The hybrid solutions offered to increase demand sources are equally disappointing, and their providers have no business calling them header bidding. First, the auctions are waterfalls by another name – or at best, supplements to them – as they require ad exchanges – usually desktop – to compete first, with the winners of those auctions going on to compete against a publisher’s classic mediation set-up. There have been cases where 'header bidding' vendors, who only represent a sliver of the overall available demand, start waterfalling their own header bidding solution, running it a few times at different floor prices. This is absurd and exposes the vulnerability of their so-called solution. Second, there is no transparency regarding details of the auction process itself, and its various steps. Is the auction first- or second-price? If it’s the latter, the bid that’s sent to part two of the auction is lower than necessary, and the publisher loses if a buyer in the mediated network is willing to pay a price that’s higher than the second-price bid.

In order to achieve a real ‘state of header bidding’ for in-app, we need a truly fair marketplace, with all demand sources able to participate in a single auction simultaneously and winners determined by the price they’re willing to pay for a user. This is a win-win situation, because it means that buyers get a fair shot at securing the users they value most, and publishers are fairly compensated for their audiences.

But how do we get there?

First and foremost, we need to allow mediated networks to compete in a real-time auction simultaneously with DSPs, foregoing the waterfall altogether. All buyers, whether they’re buying via an SDK or an exchange, must be able to see and bid for all ad requests at the same time, and not just the ones that trickle down to their spot in the sequential mediation. The entire process must be transparent, allowing publishers to see exactly what buyers are offering for their inventory, so they can better understand demand and create better pricing strategies.

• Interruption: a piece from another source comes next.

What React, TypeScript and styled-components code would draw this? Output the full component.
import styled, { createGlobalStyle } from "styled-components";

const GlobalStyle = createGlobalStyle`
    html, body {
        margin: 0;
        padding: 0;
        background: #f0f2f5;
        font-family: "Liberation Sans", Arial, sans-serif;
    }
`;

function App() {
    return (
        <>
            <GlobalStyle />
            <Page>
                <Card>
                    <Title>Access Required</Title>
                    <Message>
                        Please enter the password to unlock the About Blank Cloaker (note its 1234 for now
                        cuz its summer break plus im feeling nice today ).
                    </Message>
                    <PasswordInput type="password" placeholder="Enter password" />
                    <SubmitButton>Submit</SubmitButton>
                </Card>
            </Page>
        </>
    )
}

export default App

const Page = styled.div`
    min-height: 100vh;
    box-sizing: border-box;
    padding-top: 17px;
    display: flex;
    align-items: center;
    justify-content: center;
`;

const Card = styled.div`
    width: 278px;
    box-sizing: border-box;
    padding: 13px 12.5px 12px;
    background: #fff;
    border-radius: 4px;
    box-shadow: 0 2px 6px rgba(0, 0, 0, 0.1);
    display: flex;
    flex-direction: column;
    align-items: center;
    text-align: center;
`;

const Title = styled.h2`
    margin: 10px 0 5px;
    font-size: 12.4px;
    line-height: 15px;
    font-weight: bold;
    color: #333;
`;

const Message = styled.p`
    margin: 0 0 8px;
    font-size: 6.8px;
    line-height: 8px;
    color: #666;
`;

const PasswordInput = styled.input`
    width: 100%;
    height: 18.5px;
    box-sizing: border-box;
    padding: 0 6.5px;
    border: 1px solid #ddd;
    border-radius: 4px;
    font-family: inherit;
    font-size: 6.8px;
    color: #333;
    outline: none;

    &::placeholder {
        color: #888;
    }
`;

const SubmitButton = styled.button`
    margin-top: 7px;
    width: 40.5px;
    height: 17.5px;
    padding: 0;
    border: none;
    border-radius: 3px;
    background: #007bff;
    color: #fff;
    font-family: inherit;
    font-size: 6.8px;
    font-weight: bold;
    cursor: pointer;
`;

Second, our industry needs to apply basic economic theory to our markets. Increased competition delivers greater efficiency, which benefits all players in the ecosystem. If we persist in obfuscating the auctions that fuel header bidding, frustrated buyers and sellers may revert back to the labour intensive direct deal sales, eschewing all of the efficiencies that programmatic delivers.

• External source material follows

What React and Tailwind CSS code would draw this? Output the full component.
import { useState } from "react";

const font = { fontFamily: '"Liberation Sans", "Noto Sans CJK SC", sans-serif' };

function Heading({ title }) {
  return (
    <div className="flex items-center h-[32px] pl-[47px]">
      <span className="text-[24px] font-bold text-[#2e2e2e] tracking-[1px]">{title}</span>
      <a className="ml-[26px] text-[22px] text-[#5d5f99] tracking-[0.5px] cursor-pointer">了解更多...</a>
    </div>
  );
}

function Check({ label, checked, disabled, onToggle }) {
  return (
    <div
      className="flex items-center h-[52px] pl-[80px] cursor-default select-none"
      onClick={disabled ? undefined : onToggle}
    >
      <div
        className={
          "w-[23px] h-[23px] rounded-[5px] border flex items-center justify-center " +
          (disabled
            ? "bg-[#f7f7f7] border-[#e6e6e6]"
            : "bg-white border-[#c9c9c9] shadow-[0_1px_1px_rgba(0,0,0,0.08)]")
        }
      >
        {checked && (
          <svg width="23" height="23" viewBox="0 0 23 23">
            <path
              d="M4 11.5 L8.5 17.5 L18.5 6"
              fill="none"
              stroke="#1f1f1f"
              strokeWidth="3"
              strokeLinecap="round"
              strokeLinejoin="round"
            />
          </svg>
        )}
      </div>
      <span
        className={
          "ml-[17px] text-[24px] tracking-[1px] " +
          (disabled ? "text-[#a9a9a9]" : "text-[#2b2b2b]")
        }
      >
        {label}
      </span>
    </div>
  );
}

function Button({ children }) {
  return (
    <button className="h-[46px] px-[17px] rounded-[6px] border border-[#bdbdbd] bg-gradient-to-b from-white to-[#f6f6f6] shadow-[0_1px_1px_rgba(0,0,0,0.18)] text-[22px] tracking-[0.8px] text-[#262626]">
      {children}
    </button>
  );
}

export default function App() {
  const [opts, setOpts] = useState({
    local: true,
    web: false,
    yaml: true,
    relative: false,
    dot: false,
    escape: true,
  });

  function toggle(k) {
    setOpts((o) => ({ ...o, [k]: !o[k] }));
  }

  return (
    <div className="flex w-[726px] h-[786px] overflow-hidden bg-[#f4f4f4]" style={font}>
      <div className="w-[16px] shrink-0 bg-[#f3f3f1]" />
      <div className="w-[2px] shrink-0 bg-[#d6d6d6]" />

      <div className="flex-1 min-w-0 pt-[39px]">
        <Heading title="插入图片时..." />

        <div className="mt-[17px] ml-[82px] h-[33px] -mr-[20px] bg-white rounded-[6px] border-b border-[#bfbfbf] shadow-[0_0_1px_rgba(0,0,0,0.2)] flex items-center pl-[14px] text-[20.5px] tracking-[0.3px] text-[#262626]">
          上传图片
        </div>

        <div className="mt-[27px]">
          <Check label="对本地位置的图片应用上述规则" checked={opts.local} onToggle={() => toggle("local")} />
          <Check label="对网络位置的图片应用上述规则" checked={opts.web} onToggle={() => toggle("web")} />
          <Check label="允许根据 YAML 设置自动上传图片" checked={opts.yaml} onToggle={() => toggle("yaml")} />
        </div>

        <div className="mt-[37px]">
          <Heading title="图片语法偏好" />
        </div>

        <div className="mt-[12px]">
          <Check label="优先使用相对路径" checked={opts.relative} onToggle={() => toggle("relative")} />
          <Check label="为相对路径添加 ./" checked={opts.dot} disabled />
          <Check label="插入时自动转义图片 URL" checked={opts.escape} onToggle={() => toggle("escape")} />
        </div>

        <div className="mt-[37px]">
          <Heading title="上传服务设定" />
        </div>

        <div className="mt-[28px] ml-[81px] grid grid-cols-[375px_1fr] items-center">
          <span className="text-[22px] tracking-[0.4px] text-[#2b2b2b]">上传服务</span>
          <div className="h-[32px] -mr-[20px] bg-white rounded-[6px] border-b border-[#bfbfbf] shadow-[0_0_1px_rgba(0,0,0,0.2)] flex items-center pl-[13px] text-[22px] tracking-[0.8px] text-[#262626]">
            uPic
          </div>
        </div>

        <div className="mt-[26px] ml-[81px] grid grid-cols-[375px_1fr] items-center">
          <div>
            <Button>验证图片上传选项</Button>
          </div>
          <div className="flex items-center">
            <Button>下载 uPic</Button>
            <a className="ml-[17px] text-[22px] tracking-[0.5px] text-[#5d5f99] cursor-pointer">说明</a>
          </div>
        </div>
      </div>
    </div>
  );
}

Truly fair auctions can and must emerge as the industry standard for the so called ‘header bidding’, with the backing of both SSPs and demand partners. When such auctions do become the norm, publishers will be able to enjoy higher yields and greater flexibility with the same tools they already use. And all buyers will have a fair shot at winning the impressions they value most. Then, and only then, will we truly achieve what true header bidding set out to achieve - a fair, transparent, simultaneous auction where the only factor determining the winning bid, is the bid itself.